Collected data:
◆ ◆ ◆ ◆ ◆ ◆ ◆

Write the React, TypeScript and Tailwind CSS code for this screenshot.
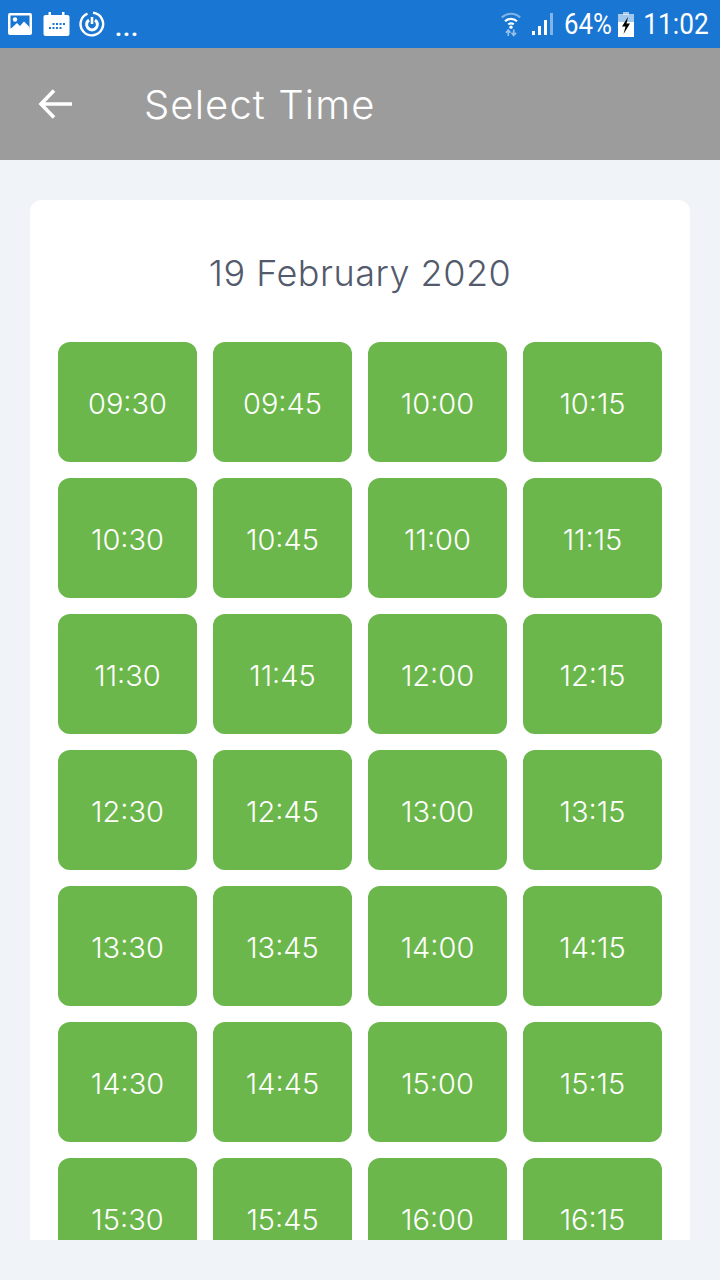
const times = [
  '09:30', '09:45', '10:00', '10:15',
  '10:30', '10:45', '11:00', '11:15',
  '11:30', '11:45', '12:00', '12:15',
  '12:30', '12:45', '13:00', '13:15',
  '13:30', '13:45', '14:00', '14:15',
  '14:30', '14:45', '15:00', '15:15',
  '15:30', '15:45', '16:00', '16:15',
]

function StatusBar() {
  return (
    <div className="h-[48px] bg-[#1976d3] flex items-center justify-between pl-[8px] pr-[11px] text-white font-['Roboto',sans-serif] shrink-0">
      <div className="flex items-center gap-[10px]">
        {/* picture */}
        <svg width="24" height="24" viewBox="0 0 24 24">
          <rect x="0" y="1" width="24" height="22" rx="2" fill="#fff" />
          <rect x="2.5" y="3.5" width="19" height="13" fill="#1976d3" />
          <circle cx="7" cy="7.5" r="2.2" fill="#fff" />
          <path d="M2.5 17 L9 11 L12 14 L16 9.5 L21.5 15 V20 H2.5 Z" fill="#fff" />
        </svg>
        {/* calendar */}
        <svg width="27" height="25" viewBox="0 0 26 25" className="ml-[1px]">
          <rect x="0" y="3" width="26" height="21" rx="2" fill="#fff" />
          <rect x="5" y="0" width="2.5" height="5" fill="#fff" />
          <rect x="18.5" y="0" width="2.5" height="5" fill="#fff" />
          <g fill="#1976d3">
            <rect x="9" y="11" width="2" height="2" />
            <rect x="12.5" y="11" width="2" height="2" />
            <rect x="16" y="11" width="2" height="2" />
            <rect x="19.5" y="11" width="2" height="2" />
            <rect x="5.5" y="15" width="2" height="2" />
            <rect x="9" y="15" width="2" height="2" />
            <rect x="12.5" y="15" width="2" height="2" />
            <rect x="16" y="15" width="2" height="2" />
          </g>
        </svg>
        {/* sync ring */}
        <svg width="26" height="26" viewBox="0 0 26 26" fill="none" stroke="#fff" className="-ml-[1px]">
          <path d="M14 1.8 A11.3 11.3 0 1 1 8.5 2.6" strokeWidth="2.4" />
          <path d="M10 9 A5.4 5.4 0 1 0 16 9" strokeWidth="3" />
          <path d="M13 6 V13" strokeWidth="2.6" />
        </svg>
        <span className="text-[24px] leading-none font-bold tracking-[1px] mt-[8px]">...</span>
      </div>
      <div className="flex items-center">
        {/* wifi */}
        <svg width="22" height="26" viewBox="0 0 24 28" fill="none" className="mr-[9px]">
          <path d="M2 7 A14 14 0 0 1 22 7" stroke="#fff" strokeOpacity="0.45" strokeWidth="2.4" />
          <path d="M5.5 11 A9.5 9.5 0 0 1 18.5 11" stroke="#fff" strokeWidth="2.4" />
          <path d="M9 14.5 A5 5 0 0 1 15 14.5" stroke="#fff" strokeWidth="2.4" />
          <circle cx="12" cy="17.5" r="1.8" fill="#fff" />
          <path d="M9 27 V21 M6.5 23.5 L9 20.5 L11.5 23.5" stroke="#fff" strokeOpacity="0.55" strokeWidth="1.8" />
          <path d="M15 20 V26 M12.5 23.5 L15 26.5 L17.5 23.5" stroke="#fff" strokeOpacity="0.55" strokeWidth="1.8" />
        </svg>
        {/* signal */}
        <svg width="24" height="26" viewBox="0 0 24 26" className="mr-[3px]">
          <rect x="1" y="20" width="3" height="4" fill="#fff" />
          <rect x="7" y="15" width="3" height="9" fill="#fff" />
          <rect x="13" y="9" width="3" height="15" fill="#fff" />
          <rect x="19" y="2" width="3" height="22" fill="#fff" fillOpacity="0.45" />
        </svg>
        <span className="text-[29px] leading-none scale-x-[0.89] origin-right">64%</span>
        {/* battery */}
        <svg width="16" height="25" viewBox="0 0 16 25" className="ml-[6px] mr-[7px]">
          <rect x="5" y="0" width="6" height="3" fill="#fff" fillOpacity="0.6" />
          <rect x="0" y="2" width="16" height="8" fill="#fff" fillOpacity="0.6" />
          <rect x="0" y="10" width="16" height="15" fill="#fff" />
          <path d="M10 5 L4 14.5 H7.5 L5.5 22 L12 11.5 H8.5 Z" fill="#000" />
        </svg>
        <span className="text-[30px] leading-none scale-x-[0.875] origin-right -ml-[7px]">11:02</span>
      </div>
    </div>
  )
}

export default function App() {
  return (
    <div className="w-[720px] h-[1280px] overflow-hidden bg-[#f0f4f8] flex flex-col font-['Inter',sans-serif]">
      <StatusBar />

      {/* Header */}
      <div className="h-[112px] bg-[#9c9c9c] flex items-center text-white shrink-0">
        <svg width="34" height="30" viewBox="0 0 34 30" fill="none" stroke="#fff" strokeWidth="3.6" className="ml-[38px]">
          <path d="M34 15H3 M16 1.5 L3 15 L16 28.5" />
        </svg>
        <h1 className="ml-[72px] pt-[2px] text-[40px] font-light leading-none tracking-[1.1px]">Select Time</h1>
      </div>

      {/* Card */}
      <div className="mx-[30px] mt-[40px] h-[1040px] bg-white rounded-t-[12px] overflow-hidden px-[28px]">
        <h2 className="h-[142px] flex items-center justify-center pt-[4px] text-[36px] font-light text-[#525a6b] tracking-[0.5px]">
          19 February 2020
        </h2>
        <div className="grid grid-cols-4 gap-[16px]">
          {times.map(t => (
            <button
              key={t}
              className="h-[120px] rounded-[12px] bg-[#6bb74b] text-white text-[29px] font-light flex items-center justify-center pt-[3px]"
            >
              {t}
            </button>
          ))}
        </div>
      </div>
    </div>
  )
}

◆ ◆ ◆ ◆ ◆ ◆ ◆

To be done: From the data above, write out everything exactly except the pictures.

Task output:
Write the React, TypeScript and Tailwind CSS code for this screenshot.
const times = [
  '09:30', '09:45', '10:00', '10:15',
  '10:30', '10:45', '11:00', '11:15',
  '11:30', '11:45', '12:00', '12:15',
  '12:30', '12:45', '13:00', '13:15',
  '13:30', '13:45', '14:00', '14:15',
  '14:30', '14:45', '15:00', '15:15',
  '15:30', '15:45', '16:00', '16:15',
]

function StatusBar() {
  return (
    <div className="h-[48px] bg-[#1976d3] flex items-center justify-between pl-[8px] pr-[11px] text-white font-['Roboto',sans-serif] shrink-0">
      <div className="flex items-center gap-[10px]">
        {/* picture */}
        <svg width="24" height="24" viewBox="0 0 24 24">
          <rect x="0" y="1" width="24" height="22" rx="2" fill="#fff" />
          <rect x="2.5" y="3.5" width="19" height="13" fill="#1976d3" />
          <circle cx="7" cy="7.5" r="2.2" fill="#fff" />
          <path d="M2.5 17 L9 11 L12 14 L16 9.5 L21.5 15 V20 H2.5 Z" fill="#fff" />
        </svg>
        {/* calendar */}
        <svg width="27" height="25" viewBox="0 0 26 25" className="ml-[1px]">
          <rect x="0" y="3" width="26" height="21" rx="2" fill="#fff" />
          <rect x="5" y="0" width="2.5" height="5" fill="#fff" />
          <rect x="18.5" y="0" width="2.5" height="5" fill="#fff" />
          <g fill="#1976d3">
            <rect x="9" y="11" width="2" height="2" />
            <rect x="12.5" y="11" width="2" height="2" />
            <rect x="16" y="11" width="2" height="2" />
            <rect x="19.5" y="11" width="2" height="2" />
            <rect x="5.5" y="15" width="2" height="2" />
            <rect x="9" y="15" width="2" height="2" />
            <rect x="12.5" y="15" width="2" height="2" />
            <rect x="16" y="15" width="2" height="2" />
          </g>
        </svg>
        {/* sync ring */}
        <svg width="26" height="26" viewBox="0 0 26 26" fill="none" stroke="#fff" className="-ml-[1px]">
          <path d="M14 1.8 A11.3 11.3 0 1 1 8.5 2.6" strokeWidth="2.4" />
          <path d="M10 9 A5.4 5.4 0 1 0 16 9" strokeWidth="3" />
          <path d="M13 6 V13" strokeWidth="2.6" />
        </svg>
        <span className="text-[24px] leading-none font-bold tracking-[1px] mt-[8px]">...</span>
      </div>
      <div className="flex items-center">
        {/* wifi */}
        <svg width="22" height="26" viewBox="0 0 24 28" fill="none" className="mr-[9px]">
          <path d="M2 7 A14 14 0 0 1 22 7" stroke="#fff" strokeOpacity="0.45" strokeWidth="2.4" />
          <path d="M5.5 11 A9.5 9.5 0 0 1 18.5 11" stroke="#fff" strokeWidth="2.4" />
          <path d="M9 14.5 A5 5 0 0 1 15 14.5" stroke="#fff" strokeWidth="2.4" />
          <circle cx="12" cy="17.5" r="1.8" fill="#fff" />
          <path d="M9 27 V21 M6.5 23.5 L9 20.5 L11.5 23.5" stroke="#fff" strokeOpacity="0.55" strokeWidth="1.8" />
          <path d="M15 20 V26 M12.5 23.5 L15 26.5 L17.5 23.5" stroke="#fff" strokeOpacity="0.55" strokeWidth="1.8" />
        </svg>
        {/* signal */}
        <svg width="24" height="26" viewBox="0 0 24 26" className="mr-[3px]">
          <rect x="1" y="20" width="3" height="4" fill="#fff" />
          <rect x="7" y="15" width="3" height="9" fill="#fff" />
          <rect x="13" y="9" width="3" height="15" fill="#fff" />
          <rect x="19" y="2" width="3" height="22" fill="#fff" fillOpacity="0.45" />
        </svg>
        <span className="text-[29px] leading-none scale-x-[0.89] origin-right">64%</span>
        {/* battery */}
        <svg width="16" height="25" viewBox="0 0 16 25" className="ml-[6px] mr-[7px]">
          <rect x="5" y="0" width="6" height="3" fill="#fff" fillOpacity="0.6" />
          <rect x="0" y="2" width="16" height="8" fill="#fff" fillOpacity="0.6" />
          <rect x="0" y="10" width="16" height="15" fill="#fff" />
          <path d="M10 5 L4 14.5 H7.5 L5.5 22 L12 11.5 H8.5 Z" fill="#000" />
        </svg>
        <span className="text-[30px] leading-none scale-x-[0.875] origin-right -ml-[7px]">11:02</span>
      </div>
    </div>
  )
}

export default function App() {
  return (
    <div className="w-[720px] h-[1280px] overflow-hidden bg-[#f0f4f8] flex flex-col font-['Inter',sans-serif]">
      <StatusBar />

      {/* Header */}
      <div className="h-[112px] bg-[#9c9c9c] flex items-center text-white shrink-0">
        <svg width="34" height="30" viewBox="0 0 34 30" fill="none" stroke="#fff" strokeWidth="3.6" className="ml-[38px]">
          <path d="M34 15H3 M16 1.5 L3 15 L16 28.5" />
        </svg>
        <h1 className="ml-[72px] pt-[2px] text-[40px] font-light leading-none tracking-[1.1px]">Select Time</h1>
      </div>

      {/* Card */}
      <div className="mx-[30px] mt-[40px] h-[1040px] bg-white rounded-t-[12px] overflow-hidden px-[28px]">
        <h2 className="h-[142px] flex items-center justify-center pt-[4px] text-[36px] font-light text-[#525a6b] tracking-[0.5px]">
          19 February 2020
        </h2>
        <div className="grid grid-cols-4 gap-[16px]">
          {times.map(t => (
            <button
              key={t}
              className="h-[120px] rounded-[12px] bg-[#6bb74b] text-white text-[29px] font-light flex items-center justify-center pt-[3px]"
            >
              {t}
            </button>
          ))}
        </div>
      </div>
    </div>
  )
}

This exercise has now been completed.